§ **Information provided**
◆ ◆ ◆ ◆
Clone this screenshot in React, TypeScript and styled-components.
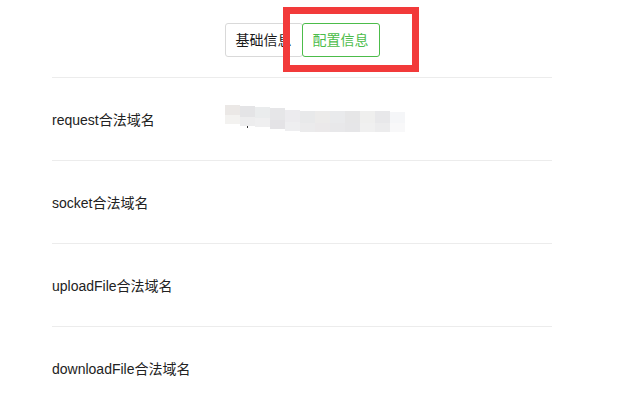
import React from "react";
import styled, { createGlobalStyle } from "styled-components";

const Global = createGlobalStyle`
  html, body { margin: 0; padding: 0; background: #ffffff; }
  body { font-family: "Liberation Sans", Arial, "Noto Sans CJK SC", sans-serif; color: #333333; }
`;

const Page = styled.div`
  width: 500px;
  margin-left: 52px;
`;

const Header = styled.div`
  position: relative;
  display: flex;
  justify-content: center;
  padding: 23px 0 20px;
  border-bottom: 1px solid #ececec;
`;

const TabButton = styled.button<{ $active?: boolean }>`
  position: relative;
  z-index: ${(p) => (p.$active ? 1 : 0)};
  height: 34px;
  width: 78px;
  margin-left: ${(p) => (p.$active ? "-1px" : "0")};
  padding: 0;
  border: 1px solid ${(p) => (p.$active ? "#4cbc4a" : "#d9d9d9")};
  border-radius: 3px;
  background: #ffffff;
  color: ${(p) => (p.$active ? "#4cbc4a" : "#1a1a1a")};
  font-family: "Liberation Sans", Arial, "Noto Sans CJK SC", sans-serif;
  font-size: 14px;
  line-height: 32px;
  cursor: pointer;
`;

const Highlight = styled.div`
  position: absolute;
  left: 231px;
  top: 7px;
  width: 136px;
  height: 65px;
  box-sizing: border-box;
  border: 7px solid #f23a3a;
  z-index: 2;
  pointer-events: none;
`;

const Row = styled.div`
  display: flex;
  align-items: center;
  height: 82px;
  padding-bottom: 1px;
  box-sizing: border-box;
  height: 83px;
  border-bottom: 1px solid #ececec;
  &:last-child {
    border-bottom: none;
  }
`;

const Label = styled.div`
  width: 173px;
  flex: none;
  font-size: 14px;
  color: #222222;
`;

const Mosaic = styled.div`
  position: relative;
  display: flex;
  align-items: flex-start;
  height: 27px;
`;

const Cell = styled.div<{ $top: number; $h: number; $a: string; $b: string }>`
  width: 15px;
  margin-top: ${(p) => p.$top}px;
  height: ${(p) => p.$h}px;
  background: linear-gradient(${(p) => p.$a} 0 55%, ${(p) => p.$b} 55% 100%);
`;

const Dot = styled.div`
  position: absolute;
  left: 22px;
  top: 21px;
  width: 1px;
  height: 2px;
  background: #333;
`;

const cells: [number, number, string, string][] = [
  [0, 19, "#ebe8e6", "#f3f2f0"],
  [1, 20, "#e4e4e6", "#ededee"],
  [2, 20, "#eaeced", "#efeff0"],
  [3, 21, "#e6e6e8", "#e4e3e6"],
  [5, 21, "#ecebee", "#eeeef0"],
  [6, 21, "#e8e9ea", "#ebebec"],
  [6, 21, "#ecebea", "#ebe9ea"],
  [6, 21, "#e9eaec", "#e8e8ea"],
  [6, 21, "#e6e6e7", "#e6e6e8"],
  [6, 21, "#efefee", "#f0f0f0"],
  [6, 21, "#e8e8ea", "#ececed"],
  [7, 20, "#f5f6f8", "#f8f8f9"],
];

const labels = ["request合法域名", "socket合法域名", "uploadFile合法域名", "downloadFile合法域名"];

export default function App() {
  return (
    <>
      <Global />
      <Page>
        <Header>
          <TabButton>基础信息</TabButton>
          <TabButton $active>配置信息</TabButton>
          <Highlight />
        </Header>
        {labels.map((l, i) => (
          <Row key={l}>
            <Label>{l}</Label>
            {i === 0 && (
              <Mosaic>
                {cells.map(([t, h, a, b], k) => (
                  <Cell key={k} $top={t} $h={h} $a={a} $b={b} />
                ))}
                <Dot />
              </Mosaic>
            )}
          </Row>
        ))}
      </Page>
    </>
  );
}
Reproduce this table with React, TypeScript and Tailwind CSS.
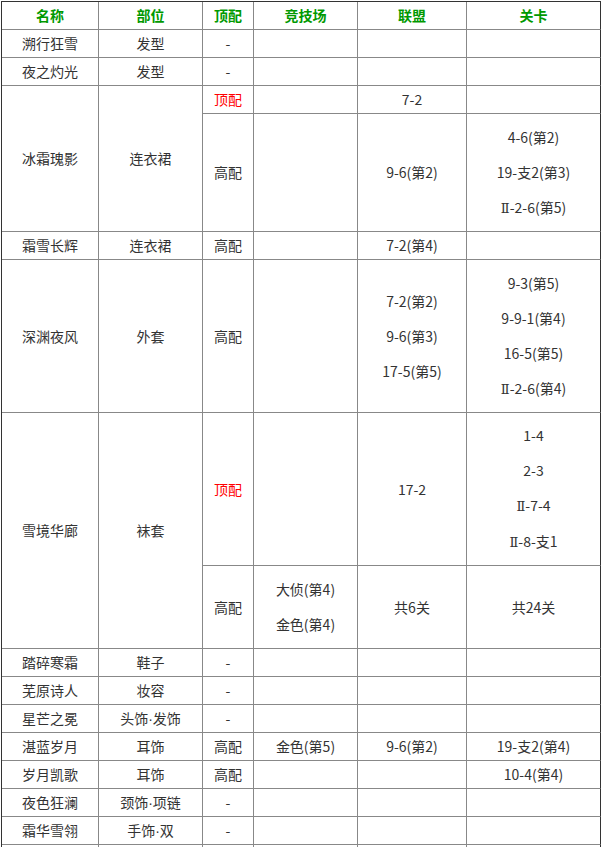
◆ ◆ ◆ ◆
§ **Written problem**
Copy the listing in full and without alteration, omitting every picture.

§ **Result below**
Clone this screenshot in React, TypeScript and styled-components.
import React from "react";
import styled, { createGlobalStyle } from "styled-components";

const Global = createGlobalStyle`
  html, body { margin: 0; padding: 0; background: #ffffff; }
  body { font-family: "Liberation Sans", Arial, "Noto Sans CJK SC", sans-serif; color: #333333; }
`;

const Page = styled.div`
  width: 500px;
  margin-left: 52px;
`;

const Header = styled.div`
  position: relative;
  display: flex;
  justify-content: center;
  padding: 23px 0 20px;
  border-bottom: 1px solid #ececec;
`;

const TabButton = styled.button<{ $active?: boolean }>`
  position: relative;
  z-index: ${(p) => (p.$active ? 1 : 0)};
  height: 34px;
  width: 78px;
  margin-left: ${(p) => (p.$active ? "-1px" : "0")};
  padding: 0;
  border: 1px solid ${(p) => (p.$active ? "#4cbc4a" : "#d9d9d9")};
  border-radius: 3px;
  background: #ffffff;
  color: ${(p) => (p.$active ? "#4cbc4a" : "#1a1a1a")};
  font-family: "Liberation Sans", Arial, "Noto Sans CJK SC", sans-serif;
  font-size: 14px;
  line-height: 32px;
  cursor: pointer;
`;

const Highlight = styled.div`
  position: absolute;
  left: 231px;
  top: 7px;
  width: 136px;
  height: 65px;
  box-sizing: border-box;
  border: 7px solid #f23a3a;
  z-index: 2;
  pointer-events: none;
`;

const Row = styled.div`
  display: flex;
  align-items: center;
  height: 82px;
  padding-bottom: 1px;
  box-sizing: border-box;
  height: 83px;
  border-bottom: 1px solid #ececec;
  &:last-child {
    border-bottom: none;
  }
`;

const Label = styled.div`
  width: 173px;
  flex: none;
  font-size: 14px;
  color: #222222;
`;

const Mosaic = styled.div`
  position: relative;
  display: flex;
  align-items: flex-start;
  height: 27px;
`;

const Cell = styled.div<{ $top: number; $h: number; $a: string; $b: string }>`
  width: 15px;
  margin-top: ${(p) => p.$top}px;
  height: ${(p) => p.$h}px;
  background: linear-gradient(${(p) => p.$a} 0 55%, ${(p) => p.$b} 55% 100%);
`;

const Dot = styled.div`
  position: absolute;
  left: 22px;
  top: 21px;
  width: 1px;
  height: 2px;
  background: #333;
`;

const cells: [number, number, string, string][] = [
  [0, 19, "#ebe8e6", "#f3f2f0"],
  [1, 20, "#e4e4e6", "#ededee"],
  [2, 20, "#eaeced", "#efeff0"],
  [3, 21, "#e6e6e8", "#e4e3e6"],
  [5, 21, "#ecebee", "#eeeef0"],
  [6, 21, "#e8e9ea", "#ebebec"],
  [6, 21, "#ecebea", "#ebe9ea"],
  [6, 21, "#e9eaec", "#e8e8ea"],
  [6, 21, "#e6e6e7", "#e6e6e8"],
  [6, 21, "#efefee", "#f0f0f0"],
  [6, 21, "#e8e8ea", "#ececed"],
  [7, 20, "#f5f6f8", "#f8f8f9"],
];

const labels = ["request合法域名", "socket合法域名", "uploadFile合法域名", "downloadFile合法域名"];

export default function App() {
  return (
    <>
      <Global />
      <Page>
        <Header>
          <TabButton>基础信息</TabButton>
          <TabButton $active>配置信息</TabButton>
          <Highlight />
        </Header>
        {labels.map((l, i) => (
          <Row key={l}>
            <Label>{l}</Label>
            {i === 0 && (
              <Mosaic>
                {cells.map(([t, h, a, b], k) => (
                  <Cell key={k} $top={t} $h={h} $a={a} $b={b} />
                ))}
                <Dot />
              </Mosaic>
            )}
          </Row>
        ))}
      </Page>
    </>
  );
}
Reproduce this table with React, TypeScript and Tailwind CSS.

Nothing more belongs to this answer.